:: Exercise aim ::
Copy the data precisely, character for character, and leave out every picture.

:: Source data ::
........

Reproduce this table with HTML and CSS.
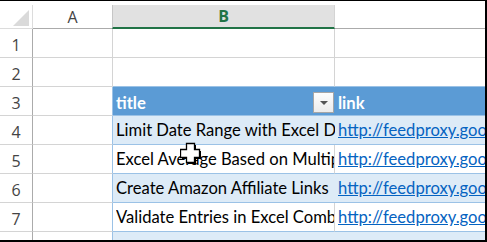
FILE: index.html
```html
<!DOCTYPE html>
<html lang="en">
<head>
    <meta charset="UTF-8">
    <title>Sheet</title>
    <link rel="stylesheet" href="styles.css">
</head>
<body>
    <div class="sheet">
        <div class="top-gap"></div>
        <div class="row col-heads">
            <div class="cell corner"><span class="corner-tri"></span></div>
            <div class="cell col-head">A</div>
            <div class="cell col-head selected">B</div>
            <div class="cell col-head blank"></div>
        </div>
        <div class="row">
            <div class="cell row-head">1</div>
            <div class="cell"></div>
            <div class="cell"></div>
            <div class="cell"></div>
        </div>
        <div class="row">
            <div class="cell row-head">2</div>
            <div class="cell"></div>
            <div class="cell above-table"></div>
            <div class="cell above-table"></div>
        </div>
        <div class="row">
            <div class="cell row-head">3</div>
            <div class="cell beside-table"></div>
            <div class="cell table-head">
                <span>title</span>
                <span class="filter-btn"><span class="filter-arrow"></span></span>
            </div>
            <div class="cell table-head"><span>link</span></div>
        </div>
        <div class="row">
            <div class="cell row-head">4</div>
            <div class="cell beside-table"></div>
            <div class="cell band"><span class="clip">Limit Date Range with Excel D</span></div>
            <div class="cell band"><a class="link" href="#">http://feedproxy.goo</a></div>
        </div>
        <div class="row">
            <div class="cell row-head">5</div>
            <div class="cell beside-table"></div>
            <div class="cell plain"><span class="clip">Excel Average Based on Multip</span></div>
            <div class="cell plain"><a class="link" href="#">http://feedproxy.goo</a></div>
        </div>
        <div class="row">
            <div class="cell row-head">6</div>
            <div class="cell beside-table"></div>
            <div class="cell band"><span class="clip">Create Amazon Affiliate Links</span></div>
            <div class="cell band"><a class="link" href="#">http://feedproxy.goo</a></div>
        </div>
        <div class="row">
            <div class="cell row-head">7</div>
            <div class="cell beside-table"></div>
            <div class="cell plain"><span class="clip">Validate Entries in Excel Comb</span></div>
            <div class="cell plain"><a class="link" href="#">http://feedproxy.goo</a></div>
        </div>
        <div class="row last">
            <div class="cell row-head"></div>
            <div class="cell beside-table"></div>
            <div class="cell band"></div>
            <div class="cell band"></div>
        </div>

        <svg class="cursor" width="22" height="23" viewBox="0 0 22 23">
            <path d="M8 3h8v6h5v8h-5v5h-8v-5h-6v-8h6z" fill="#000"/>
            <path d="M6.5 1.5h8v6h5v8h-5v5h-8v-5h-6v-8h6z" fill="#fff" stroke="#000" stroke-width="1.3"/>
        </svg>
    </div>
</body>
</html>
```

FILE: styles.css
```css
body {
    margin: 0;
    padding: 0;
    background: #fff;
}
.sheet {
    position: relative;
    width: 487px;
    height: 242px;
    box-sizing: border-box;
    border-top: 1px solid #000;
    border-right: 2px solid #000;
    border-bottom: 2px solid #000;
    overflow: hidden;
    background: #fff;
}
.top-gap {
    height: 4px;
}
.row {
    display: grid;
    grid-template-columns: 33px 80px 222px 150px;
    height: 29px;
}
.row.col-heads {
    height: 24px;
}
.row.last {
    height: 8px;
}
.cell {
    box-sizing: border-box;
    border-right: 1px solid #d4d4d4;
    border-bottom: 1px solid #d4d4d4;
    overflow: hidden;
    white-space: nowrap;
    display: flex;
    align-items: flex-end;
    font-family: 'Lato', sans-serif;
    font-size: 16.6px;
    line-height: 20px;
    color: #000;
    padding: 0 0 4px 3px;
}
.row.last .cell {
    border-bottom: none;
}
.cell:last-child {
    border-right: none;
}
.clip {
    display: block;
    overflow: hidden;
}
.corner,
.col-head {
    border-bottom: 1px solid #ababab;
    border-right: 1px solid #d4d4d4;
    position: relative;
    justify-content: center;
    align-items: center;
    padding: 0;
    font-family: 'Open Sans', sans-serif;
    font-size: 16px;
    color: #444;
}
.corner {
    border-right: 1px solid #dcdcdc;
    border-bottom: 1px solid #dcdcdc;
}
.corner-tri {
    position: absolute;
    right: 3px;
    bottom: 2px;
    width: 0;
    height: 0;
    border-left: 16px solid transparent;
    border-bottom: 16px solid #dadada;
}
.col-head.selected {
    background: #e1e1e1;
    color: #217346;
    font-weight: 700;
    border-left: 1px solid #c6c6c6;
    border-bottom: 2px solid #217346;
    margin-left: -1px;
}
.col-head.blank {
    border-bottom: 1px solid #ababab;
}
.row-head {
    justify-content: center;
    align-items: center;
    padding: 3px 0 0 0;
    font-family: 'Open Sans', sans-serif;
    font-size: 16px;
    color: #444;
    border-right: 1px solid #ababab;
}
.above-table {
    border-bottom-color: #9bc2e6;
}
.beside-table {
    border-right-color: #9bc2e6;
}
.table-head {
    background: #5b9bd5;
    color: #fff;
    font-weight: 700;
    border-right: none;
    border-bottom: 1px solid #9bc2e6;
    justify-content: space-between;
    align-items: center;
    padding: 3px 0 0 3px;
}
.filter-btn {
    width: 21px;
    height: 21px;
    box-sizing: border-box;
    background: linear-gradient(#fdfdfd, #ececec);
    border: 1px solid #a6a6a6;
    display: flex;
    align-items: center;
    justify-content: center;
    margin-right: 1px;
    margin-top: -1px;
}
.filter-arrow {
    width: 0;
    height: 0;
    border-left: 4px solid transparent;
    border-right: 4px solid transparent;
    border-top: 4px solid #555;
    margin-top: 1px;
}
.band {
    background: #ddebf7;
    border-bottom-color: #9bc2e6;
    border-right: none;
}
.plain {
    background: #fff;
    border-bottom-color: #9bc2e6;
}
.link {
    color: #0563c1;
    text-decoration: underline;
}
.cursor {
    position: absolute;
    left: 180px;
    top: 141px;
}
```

........

:: Exercise answer ::
Reproduce this table with HTML and CSS.
FILE: index.html
```html
<!DOCTYPE html>
<html lang="en">
<head>
    <meta charset="UTF-8">
    <title>Sheet</title>
    <link rel="stylesheet" href="styles.css">
</head>
<body>
    <div class="sheet">
        <div class="top-gap"></div>
        <div class="row col-heads">
            <div class="cell corner"><span class="corner-tri"></span></div>
            <div class="cell col-head">A</div>
            <div class="cell col-head selected">B</div>
            <div class="cell col-head blank"></div>
        </div>
        <div class="row">
            <div class="cell row-head">1</div>
            <div class="cell"></div>
            <div class="cell"></div>
            <div class="cell"></div>
        </div>
        <div class="row">
            <div class="cell row-head">2</div>
            <div class="cell"></div>
            <div class="cell above-table"></div>
            <div class="cell above-table"></div>
        </div>
        <div class="row">
            <div class="cell row-head">3</div>
            <div class="cell beside-table"></div>
            <div class="cell table-head">
                <span>title</span>
                <span class="filter-btn"><span class="filter-arrow"></span></span>
            </div>
            <div class="cell table-head"><span>link</span></div>
        </div>
        <div class="row">
            <div class="cell row-head">4</div>
            <div class="cell beside-table"></div>
            <div class="cell band"><span class="clip">Limit Date Range with Excel D</span></div>
            <div class="cell band"><a class="link" href="#">http://feedproxy.goo</a></div>
        </div>
        <div class="row">
            <div class="cell row-head">5</div>
            <div class="cell beside-table"></div>
            <div class="cell plain"><span class="clip">Excel Average Based on Multip</span></div>
            <div class="cell plain"><a class="link" href="#">http://feedproxy.goo</a></div>
        </div>
        <div class="row">
            <div class="cell row-head">6</div>
            <div class="cell beside-table"></div>
            <div class="cell band"><span class="clip">Create Amazon Affiliate Links</span></div>
            <div class="cell band"><a class="link" href="#">http://feedproxy.goo</a></div>
        </div>
        <div class="row">
            <div class="cell row-head">7</div>
            <div class="cell beside-table"></div>
            <div class="cell plain"><span class="clip">Validate Entries in Excel Comb</span></div>
            <div class="cell plain"><a class="link" href="#">http://feedproxy.goo</a></div>
        </div>
        <div class="row last">
            <div class="cell row-head"></div>
            <div class="cell beside-table"></div>
            <div class="cell band"></div>
            <div class="cell band"></div>
        </div>

        <svg class="cursor" width="22" height="23" viewBox="0 0 22 23">
            <path d="M8 3h8v6h5v8h-5v5h-8v-5h-6v-8h6z" fill="#000"/>
            <path d="M6.5 1.5h8v6h5v8h-5v5h-8v-5h-6v-8h6z" fill="#fff" stroke="#000" stroke-width="1.3"/>
        </svg>
    </div>
</body>
</html>
```

FILE: styles.css
```css
body {
    margin: 0;
    padding: 0;
    background: #fff;
}
.sheet {
    position: relative;
    width: 487px;
    height: 242px;
    box-sizing: border-box;
    border-top: 1px solid #000;
    border-right: 2px solid #000;
    border-bottom: 2px solid #000;
    overflow: hidden;
    background: #fff;
}
.top-gap {
    height: 4px;
}
.row {
    display: grid;
    grid-template-columns: 33px 80px 222px 150px;
    height: 29px;
}
.row.col-heads {
    height: 24px;
}
.row.last {
    height: 8px;
}
.cell {
    box-sizing: border-box;
    border-right: 1px solid #d4d4d4;
    border-bottom: 1px solid #d4d4d4;
    overflow: hidden;
    white-space: nowrap;
    display: flex;
    align-items: flex-end;
    font-family: 'Lato', sans-serif;
    font-size: 16.6px;
    line-height: 20px;
    color: #000;
    padding: 0 0 4px 3px;
}
.row.last .cell {
    border-bottom: none;
}
.cell:last-child {
    border-right: none;
}
.clip {
    display: block;
    overflow: hidden;
}
.corner,
.col-head {
    border-bottom: 1px solid #ababab;
    border-right: 1px solid #d4d4d4;
    position: relative;
    justify-content: center;
    align-items: center;
    padding: 0;
    font-family: 'Open Sans', sans-serif;
    font-size: 16px;
    color: #444;
}
.corner {
    border-right: 1px solid #dcdcdc;
    border-bottom: 1px solid #dcdcdc;
}
.corner-tri {
    position: absolute;
    right: 3px;
    bottom: 2px;
    width: 0;
    height: 0;
    border-left: 16px solid transparent;
    border-bottom: 16px solid #dadada;
}
.col-head.selected {
    background: #e1e1e1;
    color: #217346;
    font-weight: 700;
    border-left: 1px solid #c6c6c6;
    border-bottom: 2px solid #217346;
    margin-left: -1px;
}
.col-head.blank {
    border-bottom: 1px solid #ababab;
}
.row-head {
    justify-content: center;
    align-items: center;
    padding: 3px 0 0 0;
    font-family: 'Open Sans', sans-serif;
    font-size: 16px;
    color: #444;
    border-right: 1px solid #ababab;
}
.above-table {
    border-bottom-color: #9bc2e6;
}
.beside-table {
    border-right-color: #9bc2e6;
}
.table-head {
    background: #5b9bd5;
    color: #fff;
    font-weight: 700;
    border-right: none;
    border-bottom: 1px solid #9bc2e6;
    justify-content: space-between;
    align-items: center;
    padding: 3px 0 0 3px;
}
.filter-btn {
    width: 21px;
    height: 21px;
    box-sizing: border-box;
    background: linear-gradient(#fdfdfd, #ececec);
    border: 1px solid #a6a6a6;
    display: flex;
    align-items: center;
    justify-content: center;
    margin-right: 1px;
    margin-top: -1px;
}
.filter-arrow {
    width: 0;
    height: 0;
    border-left: 4px solid transparent;
    border-right: 4px solid transparent;
    border-top: 4px solid #555;
    margin-top: 1px;
}
.band {
    background: #ddebf7;
    border-bottom-color: #9bc2e6;
    border-right: none;
}
.plain {
    background: #fff;
    border-bottom-color: #9bc2e6;
}
.link {
    color: #0563c1;
    text-decoration: underline;
}
.cursor {
    position: absolute;
    left: 180px;
    top: 141px;
}
```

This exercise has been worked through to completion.